Paolo
VI nel 1971 definì padre Pio ”il rappresentante stampato di nostro
Signore Gesù Cristo“. Giovanni Paolo II lo definì ”il san
Francesco del secondo millennio“.
Tra ”santi“ collaborano vergognosamente a ”incoronarsi“ santi.
E’
abbastanza indigeribile che abbiano fatto santo uno come papa
Woytila, ma ora nella chiesa cattolica un papa si assicura di essere
santificato se ”santifica“ uno o due suoi predecessori. Così
funziona l’azienda vaticana delle santificazioni.
Un
”santo“ attira gente, ma si possono almeno sollevare due domande?

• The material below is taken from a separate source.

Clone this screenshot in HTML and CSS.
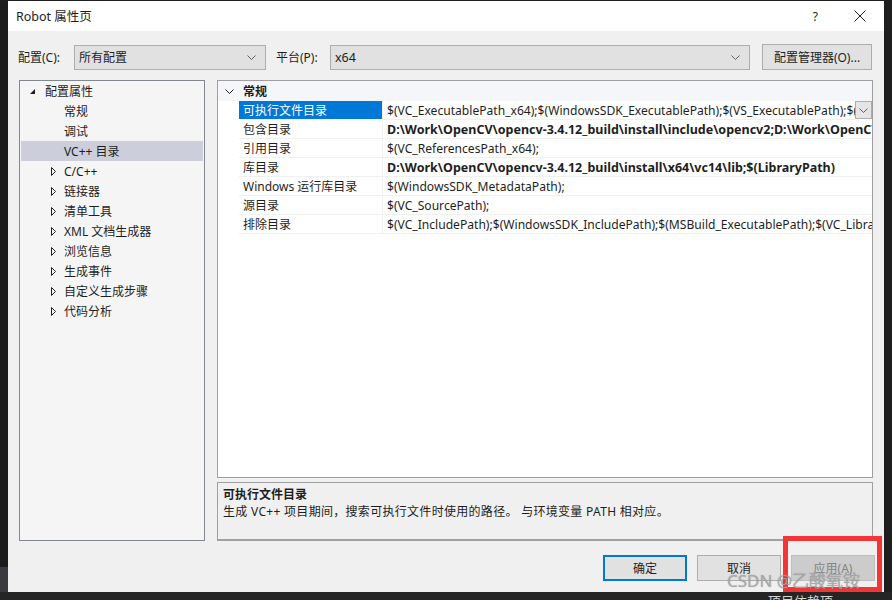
FILE: index.html
```html
<!DOCTYPE html>
<html lang="zh-CN">
<head>
<meta charset="utf-8">
<title>Robot 属性页</title>
<link rel="stylesheet" href="styles.css">
</head>
<body>
<div class="screen">
  <div class="top-gap"></div>
  <div class="stage">
    <div class="side-left"><div class="side-block"></div></div>
    <div class="dialog">
      <div class="titlebar">
        <span class="title">Robot 属性页</span>
        <span class="help">?</span>
        <svg class="close" width="12" height="12" viewBox="0 0 12 12"><path d="M0.5 0.5L11.5 11.5M11.5 0.5L0.5 11.5" stroke="#1e1e1e" stroke-width="1" fill="none"/></svg>
      </div>
      <div class="body">
        <div class="toolbar">
          <span class="lbl lbl-config">配置(C):</span>
          <div class="combo combo-config"><span class="combo-text">所有配置</span><svg class="chev" width="9" height="5" viewBox="0 0 9 5"><path d="M0.5 0.5L4.5 4.5L8.5 0.5" stroke="#606060" fill="none"/></svg></div>
          <span class="lbl lbl-platform">平台(P):</span>
          <div class="combo combo-platform"><span class="combo-text">x64</span><svg class="chev" width="9" height="5" viewBox="0 0 9 5"><path d="M0.5 0.5L4.5 4.5L8.5 0.5" stroke="#606060" fill="none"/></svg></div>
          <button class="btn btn-manager">配置管理器(O)...</button>
        </div>
        <div class="main">
          <div class="tree">
            <div class="trow l0"><span class="twisty tw0"><svg width="5" height="5" viewBox="0 0 5 5"><path d="M5 0L5 5L0 5Z" fill="#1e1e1e"/></svg></span><span class="ttext">配置属性</span></div>
            <div class="trow l1"><span class="twisty tw1"></span><span class="ttext">常规</span></div>
            <div class="trow l1"><span class="twisty tw1"></span><span class="ttext">调试</span></div>
            <div class="trow l1 sel"><span class="twisty tw1"></span><span class="ttext">VC++ 目录</span></div>
            <div class="trow l1"><span class="twisty tw1"><svg width="5" height="9" viewBox="0 0 5 9"><path d="M0.5 0.5L4.5 4.5L0.5 8.5Z" stroke="#1e1e1e" fill="none"/></svg></span><span class="ttext">C/C++</span></div>
            <div class="trow l1"><span class="twisty tw1"><svg width="5" height="9" viewBox="0 0 5 9"><path d="M0.5 0.5L4.5 4.5L0.5 8.5Z" stroke="#1e1e1e" fill="none"/></svg></span><span class="ttext">链接器</span></div>
            <div class="trow l1"><span class="twisty tw1"><svg width="5" height="9" viewBox="0 0 5 9"><path d="M0.5 0.5L4.5 4.5L0.5 8.5Z" stroke="#1e1e1e" fill="none"/></svg></span><span class="ttext">清单工具</span></div>
            <div class="trow l1"><span class="twisty tw1"><svg width="5" height="9" viewBox="0 0 5 9"><path d="M0.5 0.5L4.5 4.5L0.5 8.5Z" stroke="#1e1e1e" fill="none"/></svg></span><span class="ttext">XML 文档生成器</span></div>
            <div class="trow l1"><span class="twisty tw1"><svg width="5" height="9" viewBox="0 0 5 9"><path d="M0.5 0.5L4.5 4.5L0.5 8.5Z" stroke="#1e1e1e" fill="none"/></svg></span><span class="ttext">浏览信息</span></div>
            <div class="trow l1"><span class="twisty tw1"><svg width="5" height="9" viewBox="0 0 5 9"><path d="M0.5 0.5L4.5 4.5L0.5 8.5Z" stroke="#1e1e1e" fill="none"/></svg></span><span class="ttext">生成事件</span></div>
            <div class="trow l1"><span class="twisty tw1"><svg width="5" height="9" viewBox="0 0 5 9"><path d="M0.5 0.5L4.5 4.5L0.5 8.5Z" stroke="#1e1e1e" fill="none"/></svg></span><span class="ttext">自定义生成步骤</span></div>
            <div class="trow l1"><span class="twisty tw1"><svg width="5" height="9" viewBox="0 0 5 9"><path d="M0.5 0.5L4.5 4.5L0.5 8.5Z" stroke="#1e1e1e" fill="none"/></svg></span><span class="ttext">代码分析</span></div>
          </div>
          <div class="right">
            <div class="grid">
              <div class="ghead">
                <span class="gutter"><svg width="9" height="5" viewBox="0 0 9 5"><path d="M0.5 0.5L4.5 4.5L8.5 0.5" stroke="#1e1e1e" fill="none"/></svg></span>
                <span class="ghead-text">常规</span>
              </div>
              <div class="grow">
                <span class="gutter"></span>
                <span class="gname selname">可执行文件目录</span>
                <span class="gval">$(VC_ExecutablePath_x64);$(WindowsSDK_ExecutablePath);$(VS_ExecutablePath);$(MSBuild_ExecutablePath);$(FxCopDir);$(PATH);</span>
                <span class="gdrop"><svg width="9" height="5" viewBox="0 0 9 5"><path d="M0.5 0.5L4.5 4.5L8.5 0.5" stroke="#606060" fill="none"/></svg></span>
              </div>
              <div class="grow">
                <span class="gutter"></span>
                <span class="gname">包含目录</span>
                <span class="gval bold">D:\Work\OpenCV\opencv-3.4.12_build\install\include\opencv2;D:\Work\OpenCV\opencv-3.4.12_build\install\include;$(IncludePath)</span>
              </div>
              <div class="grow">
                <span class="gutter"></span>
                <span class="gname">引用目录</span>
                <span class="gval">$(VC_ReferencesPath_x64);</span>
              </div>
              <div class="grow">
                <span class="gutter"></span>
                <span class="gname">库目录</span>
                <span class="gval bold">D:\Work\OpenCV\opencv-3.4.12_build\install\x64\vc14\lib;$(LibraryPath)</span>
              </div>
              <div class="grow">
                <span class="gutter"></span>
                <span class="gname">Windows 运行库目录</span>
                <span class="gval">$(WindowsSDK_MetadataPath);</span>
              </div>
              <div class="grow">
                <span class="gutter"></span>
                <span class="gname">源目录</span>
                <span class="gval">$(VC_SourcePath);</span>
              </div>
              <div class="grow">
                <span class="gutter"></span>
                <span class="gname">排除目录</span>
                <span class="gval">$(VC_IncludePath);$(WindowsSDK_IncludePath);$(MSBuild_ExecutablePath);$(VC_LibraryPath_x64);</span>
              </div>
            </div>
            <div class="desc">
              <div class="desc-title">可执行文件目录</div>
              <div class="desc-text">生成 VC++ 项目期间，搜索可执行文件时使用的路径。 与环境变量 PATH 相对应。</div>
            </div>
          </div>
        </div>
        <div class="buttons">
          <button class="btn btn-ok">确定</button>
          <button class="btn">取消</button>
          <button class="btn btn-disabled">应用(A)</button>
        </div>
      </div>
    </div>
    <div class="side-right"></div>
  </div>
  <div class="bottom-strip"><span class="bottom-text">项目依赖项</span></div>
  <div class="redbox"></div>
  <div class="watermark">CSDN @乙酸氧铵</div>
</div>
</body>
</html>
```

FILE: styles.css
```css
* { box-sizing: border-box; }
html, body { margin: 0; padding: 0; }
body {
  background: #1e1e1e;
  font-family: "Noto Sans", "Noto Sans CJK SC", sans-serif;
  font-size: 12px;
  color: #1e1e1e;
}
.screen {
  position: relative;
  width: 892px;
  height: 600px;
  overflow: hidden;
  display: flex;
  flex-direction: column;
}
.top-gap { height: 1px; background: #1e1e1e; }
.stage { display: flex; height: 591px; }
.side-left {
  width: 8px;
  background: #1c1c1c;
  display: flex;
  flex-direction: column;
  justify-content: flex-end;
}
.side-block { height: 25px; background: #3a3a3f; }
.side-right { width: 8px; background: #1e1e1e; }
.dialog {
  width: 876px;
  display: flex;
  flex-direction: column;
}
.titlebar {
  height: 30px;
  background: #ffffff;
  display: flex;
  align-items: center;
  padding-left: 8px;
  font-size: 12.5px;
}
.title { line-height: 16px; padding-top: 2px; }
.help { margin-left: auto; font-size: 12px; line-height: 14px; padding-top: 1px; }
.close { margin-left: 36px; margin-right: 18px; }
.body {
  flex: 1;
  background: #f0f0f0;
  display: flex;
  flex-direction: column;
}
.toolbar {
  margin-top: 13px;
  height: 26px;
  display: flex;
  align-items: center;
  padding-left: 10px;
}
.lbl { line-height: 16px; white-space: nowrap; padding-top: 2px; }
.lbl-config { width: 56px; }
.lbl-platform { width: 54px; margin-left: 10px; }
.combo {
  height: 25px;
  background: #e1e1e1;
  border: 1px solid #adadad;
  display: flex;
  align-items: center;
  padding: 0 9px 0 4px;
}
.combo-text { flex: 1; line-height: 16px; padding-top: 2px; }
.combo-platform .combo-text { font-size: 12.5px; }
.combo-config { width: 192px; }
.combo-platform { width: 420px; }
.btn {
  font-family: inherit;
  font-size: 12px;
  color: #1e1e1e;
  background: #e1e1e1;
  border: 1px solid #adadad;
  height: 26px;
  width: 84px;
  padding: 2px 0 0;
  line-height: 16px;
}
.btn-manager { width: 110px; margin-left: 12px; }
.main {
  margin-top: 10px;
  height: 461px;
  display: flex;
  padding-left: 11px;
  gap: 12px;
}
.tree {
  width: 186px;
  height: 461px;
  background: #f5f5f5;
  border: 1px solid #828790;
  display: flex;
  flex-direction: column;
}
.trow {
  height: 20px;
  display: flex;
  align-items: center;
  white-space: nowrap;
}
.ttext { line-height: 16px; padding-top: 2px; }
.trow.l0 { padding-left: 10px; }
.trow.l1 { padding-left: 31px; }
.twisty { display: flex; align-items: center; }
.tw0 { width: 15px; }
.tw1 { width: 13px; }
.trow.sel { background: #cccedb; margin: 0 1px; padding-left: 30px; }
.right {
  width: 656px;
  display: flex;
  flex-direction: column;
  gap: 4px;
}
.grid {
  height: 398px;
  background: #ffffff;
  border: 1px solid #a0a0a0;
  display: flex;
  flex-direction: column;
}
.ghead {
  height: 20px;
  background: #f4f6fa;
  display: flex;
  align-items: center;
}
.gutter {
  width: 21px;
  flex: none;
  display: flex;
  justify-content: center;
  align-items: center;
  padding-left: 1px;
}
.ghead-text { font-weight: bold; padding: 2px 0 0 4px; line-height: 16px; }
.grow {
  height: 19px;
  display: flex;
  align-items: stretch;
  white-space: nowrap;
}
.gname {
  width: 144px;
  flex: none;
  padding: 2px 0 0 4px;
  line-height: 16px;
  border-bottom: 1px solid #f0f0f0;
  border-right: 1px solid #f0f0f0;
}
.selname { background: #0078d7; color: #ffffff; border-bottom-color: #ffffff; }
.gval {
  flex: 1;
  min-width: 0;
  overflow: hidden;
  padding: 2px 0 0 4px;
  line-height: 16px;
  font-size: 12.1px;
  border-bottom: 1px solid #f0f0f0;
}
.gval.bold { font-weight: bold; font-size: 12.5px; }
.gdrop {
  width: 17px;
  flex: none;
  height: 18px;
  background: #e5e5e5;
  border: 1px solid #adadad;
  display: flex;
  align-items: center;
  justify-content: center;
}
.desc {
  height: 59px;
  background: #f0f0f0;
  border: 1px solid #a0a0a0;
  border-bottom-width: 2px;
  padding: 3px 5px 0;
}
.desc-title { font-weight: bold; line-height: 17px; }
.desc-text { line-height: 18px; letter-spacing: 0.3px; }
.buttons {
  margin-top: 14px;
  display: flex;
  justify-content: flex-end;
  gap: 10px;
  padding-right: 9px;
}
.btn-ok { border: 2px solid #0078d7; }
.btn-disabled { background: #cccccc; border-color: #bfbfbf; color: #838383; }
.bottom-strip {
  height: 8px;
  background: #252526;
  overflow: hidden;
  padding-left: 768px;
}
.bottom-text {
  display: block;
  color: #d4d4d4;
  font-size: 13px;
  line-height: 16px;
  margin-top: 1px;
}
.redbox {
  position: absolute;
  left: 783px;
  top: 536px;
  width: 99px;
  height: 56px;
  border: 5px solid #f53535;
}
.watermark {
  position: absolute;
  left: 727px;
  top: 570px;
  font-size: 17px;
  line-height: 22px;
  color: rgba(170, 170, 170, 0.85);
  text-shadow: 0 0 1px rgba(90, 90, 90, 0.5);
  white-space: nowrap;
}
```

Non sarebbe bene chiudere in vaticano e nelle varie sedi preparatorie
”la fabbrica dei santi“ cioè la congregazione che lavora a pieno
tempo per certificare le ”grazie ricevute“ e i ”miracoli “?
Molti
ecclesiastici e laici lavorano a questo scopo ed esiste tutta una
lunga gradinata prima di arrivare alla proclamazione-santificazione:
venerabile servo di Dio, beato, santo. Il tutto si fa con tanto di
addetti, scelti e pagati, per ”fabbricare“ il santo… E poi chi
è ”santo subito“ e chi arriva dopo 50 o 150 anni… o chi, come
spesso avviene ora, viene ”santificato“ in un gruppo come martiri
o confessori della fede.
Ma
mi preme ancora di più un’altra domanda: è evangelico dividere il
popolo di Dio tra gente comune e specialisti della virtù? Credo che
questa operazione (santo/a spesso è chi porta onore all’istituzione
o viene da essa recuperato/a dopo la sua morte) è una
discriminazione antievangelica.
Siamo sempre e tutti/e semplici
uomini e donne, con i nostri pregi e i nostri difetti. Semmai può
essere utile e stimolante per una comunità di fede ricordare i
testimoni fedeli, senza mai farne dei santi. Così siamo davanti a
Dio, in questa uguaglianza di figli e figlie che contraddice lo
statuto di superuomini della virtù. Non camminiamo verso la
”santificazione“, ma verso la nostra conversione.